Canadian Dollar to Real: What Most People Get Wrong About the 2026 Forecast

Canadian Dollar to Real: What Most People Get Wrong About the 2026 Forecast

Timing the market is a sucker’s game. But when you’re staring at a screen trying to figure out if today is the day to swap your Canadian dollar to real, it doesn't feel like a game. It feels like a high-stakes puzzle where the pieces—inflation, interest rates, and commodity prices—keep changing shape.

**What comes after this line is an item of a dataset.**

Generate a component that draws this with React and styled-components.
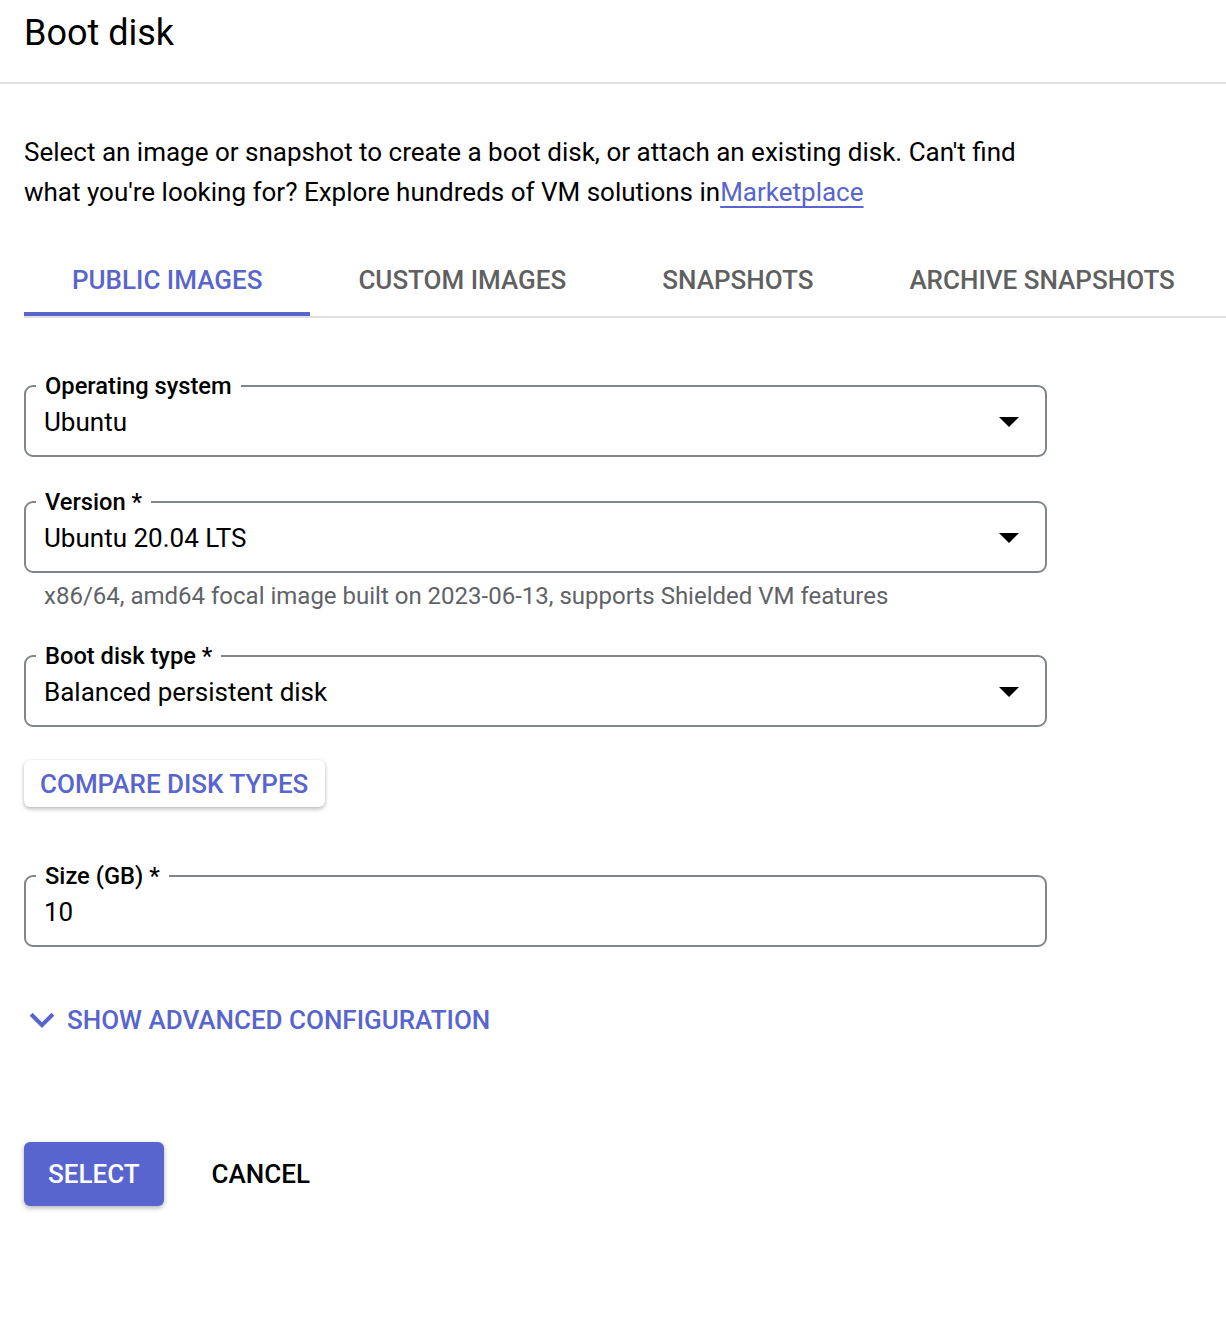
import React, { useState } from 'react';
import styled, { createGlobalStyle } from 'styled-components';

const GlobalStyle = createGlobalStyle`
  body {
    margin: 0;
    background: #ffffff;
    font-family: Roboto, "Noto Sans", "Liberation Sans", sans-serif;
    color: #202124;
  }
`;

const tabs = ['PUBLIC IMAGES', 'CUSTOM IMAGES', 'SNAPSHOTS', 'ARCHIVE SNAPSHOTS'];

const fields = [
  { label: 'Operating system', value: 'Ubuntu', select: true },
  {
    label: 'Version *',
    value: 'Ubuntu 20.04 LTS',
    select: true,
    hint: 'x86/64, amd64 focal image built on 2023-06-13, supports Shielded VM features',
  },
  { label: 'Boot disk type *', value: 'Balanced persistent disk', select: true },
];

const DropArrow = () => (
  <svg width="20" height="10" viewBox="7 10 10 5">
    <path d="M7 10l5 5 5-5z" fill="#000" />
  </svg>
);

const Chevron = () => (
  <svg width="26" height="16" viewBox="6 8.2 12 7.8">
    <path d="M16.59 8.59L12 13.17 7.41 8.59 6 10l6 6 6-6z" fill="#5865ce" />
  </svg>
);

const Field = ({ label, value, select, hint }) => (
  <FieldGroup>
    <FieldBox>
      <Legend>{label}</Legend>
      <FieldRow>
        <FieldValue>{value}</FieldValue>
        {select && <DropArrow />}
      </FieldRow>
    </FieldBox>
    {hint && <Hint>{hint}</Hint>}
  </FieldGroup>
);

const App = () => {
  const [activeTab, setActiveTab] = useState('PUBLIC IMAGES');

  return (
    <Page>
      <GlobalStyle />
      <Header>
        <Title>Boot disk</Title>
      </Header>
      <Body>
        <Intro>
          Select an image or snapshot to create a boot disk, or attach an existing disk. Can't find
          what you're looking for? Explore hundreds of VM solutions in<Link href="#">Marketplace</Link>
        </Intro>

        <TabBar>
          {tabs.map((tab) => (
            <Tab key={tab} active={activeTab === tab} onClick={() => setActiveTab(tab)}>
              {tab}
            </Tab>
          ))}
        </TabBar>

        <Form>
          {fields.map((f) => (
            <Field key={f.label} {...f} />
          ))}

          <CompareButton>COMPARE DISK TYPES</CompareButton>

          <SizeGroup>
            <Field label="Size (GB) *" value="10" />
          </SizeGroup>

          <AdvancedToggle>
            <Chevron />
            SHOW ADVANCED CONFIGURATION
          </AdvancedToggle>

          <Actions>
            <PrimaryButton>SELECT</PrimaryButton>
            <TextButton>CANCEL</TextButton>
          </Actions>
        </Form>
      </Body>
    </Page>
  );
};

const Page = styled.div`
  width: 100%;
  min-height: 1320px;
`;

const Header = styled.div`
  padding: 12px 24px 28px;
  border-bottom: 2px solid #dfe0e2;
`;

const Title = styled.h1`
  margin: 0;
  font-size: 36px;
  font-weight: 400;
  line-height: 42px;
  color: #000;
`;

const Body = styled.div`
  padding-left: 24px;
`;

const Intro = styled.p`
  margin: 48px 0 0;
  max-width: 1023px;
  font-size: 26px;
  line-height: 40px;
  color: #000;
`;

const Link = styled.a`
  color: #5865ce;
  text-decoration: underline;
  text-decoration-thickness: 2px;
  text-underline-offset: 5px;
`;

const TabBar = styled.div`
  display: flex;
  margin-top: 32px;
  border-bottom: 2px solid #e0e0e0;
`;

const Tab = styled.div`
  height: 72px;
  box-sizing: border-box;
  padding: 4px 48px 0;
  display: flex;
  align-items: center;
  font-size: 26px;
  font-weight: 500;
  color: ${(p) => (p.active ? '#5865ce' : '#5f6060')};
  border-bottom: 4px solid ${(p) => (p.active ? '#5865ce' : 'transparent')};
  cursor: pointer;
`;

const Form = styled.div`
  display: flex;
  flex-direction: column;
  align-items: flex-start;
  padding-top: 53px;
`;

const FieldGroup = styled.div`
  width: 1023px;
  margin-bottom: 30px;
`;

const FieldBox = styled.fieldset`
  margin: 0;
  padding: 0 10px;
  border: 2px solid #80868b;
  border-radius: 9px;
  min-inline-size: 0;
`;

const Legend = styled.legend`
  padding: 0 9px;
  font-size: 23.7px;
  font-weight: 500;
  line-height: 30px;
  color: #000;
`;

const FieldRow = styled.div`
  display: flex;
  align-items: center;
  justify-content: space-between;
  height: 42px;
  padding: 0 16px 12px 8px;
`;

const FieldValue = styled.div`
  font-size: 26px;
  color: #000;
`;

const Hint = styled.div`
  margin-top: 8px;
  padding-left: 20px;
  font-size: 24px;
  line-height: 30px;
  color: #5f6368;
`;

const CompareButton = styled.button`
  margin-top: 3px;
  height: 47px;
  padding: 0 17px 0 16px;
  border: none;
  border-radius: 6px;
  background: #fff;
  box-shadow: 0 2px 4px rgba(0, 0, 0, 0.28), 0 0 1px rgba(0, 0, 0, 0.12);
  font-family: inherit;
  font-size: 26px;
  font-weight: 500;
  color: #5865ce;
  cursor: pointer;
`;

const SizeGroup = styled.div`
  margin-top: 54px;
`;

const AdvancedToggle = styled.div`
  display: flex;
  align-items: center;
  gap: 12px;
  margin-top: 25px;
  padding-left: 5px;
  height: 36px;
  font-size: 26px;
  font-weight: 500;
  color: #5865ce;
  cursor: pointer;
`;

const Actions = styled.div`
  display: flex;
  align-items: center;
  gap: 24px;
  margin-top: 104px;
`;

const PrimaryButton = styled.button`
  height: 64px;
  padding: 0 24px;
  border: none;
  border-radius: 6px;
  background: #5865ce;
  box-shadow: 0 2px 5px rgba(0, 0, 0, 0.3);
  font-family: inherit;
  font-size: 26px;
  font-weight: 500;
  color: #fff;
  cursor: pointer;
`;

const TextButton = styled.button`
  height: 64px;
  padding: 0 24px;
  border: none;
  background: transparent;
  font-family: inherit;
  font-size: 26px;
  font-weight: 500;
  color: #000;
  cursor: pointer;
`;

export default App;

Right now, as of mid-January 2026, the loonie is hovering around the 3.88 BRL mark. It's a bit of a climbdown from the 4.01 BRL we saw at the very start of the year. If you’re sending money home to Sao Paulo or planning a trip to Florianopolis, that 3% drop in two weeks hurts.

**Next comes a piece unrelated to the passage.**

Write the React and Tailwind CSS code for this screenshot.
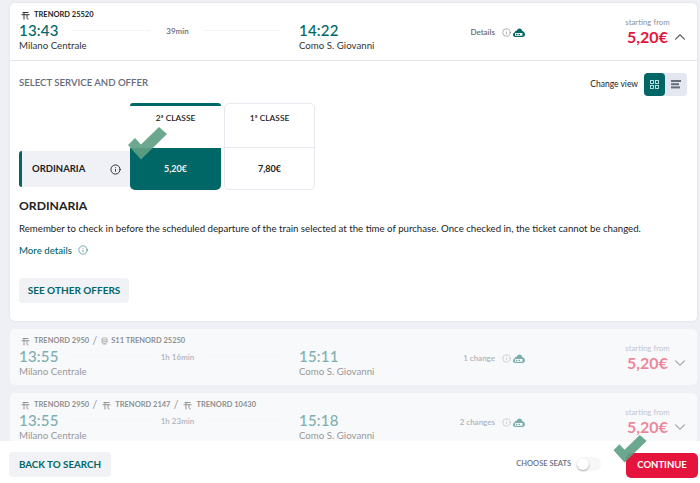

The Interest Rate Gap: Why the Real is Fighting Back

Money flows where it's treated best. Simple as that.

In Canada, the Bank of Canada has been playing it cool. Their policy rate is sitting at a relatively modest 2.25%. Meanwhile, in Brasilia, the Central Bank of Brazil (BCB) is swinging a much bigger hammer. The Selic rate—Brazil’s benchmark interest rate—is a whopping 15.00%.

Think about that.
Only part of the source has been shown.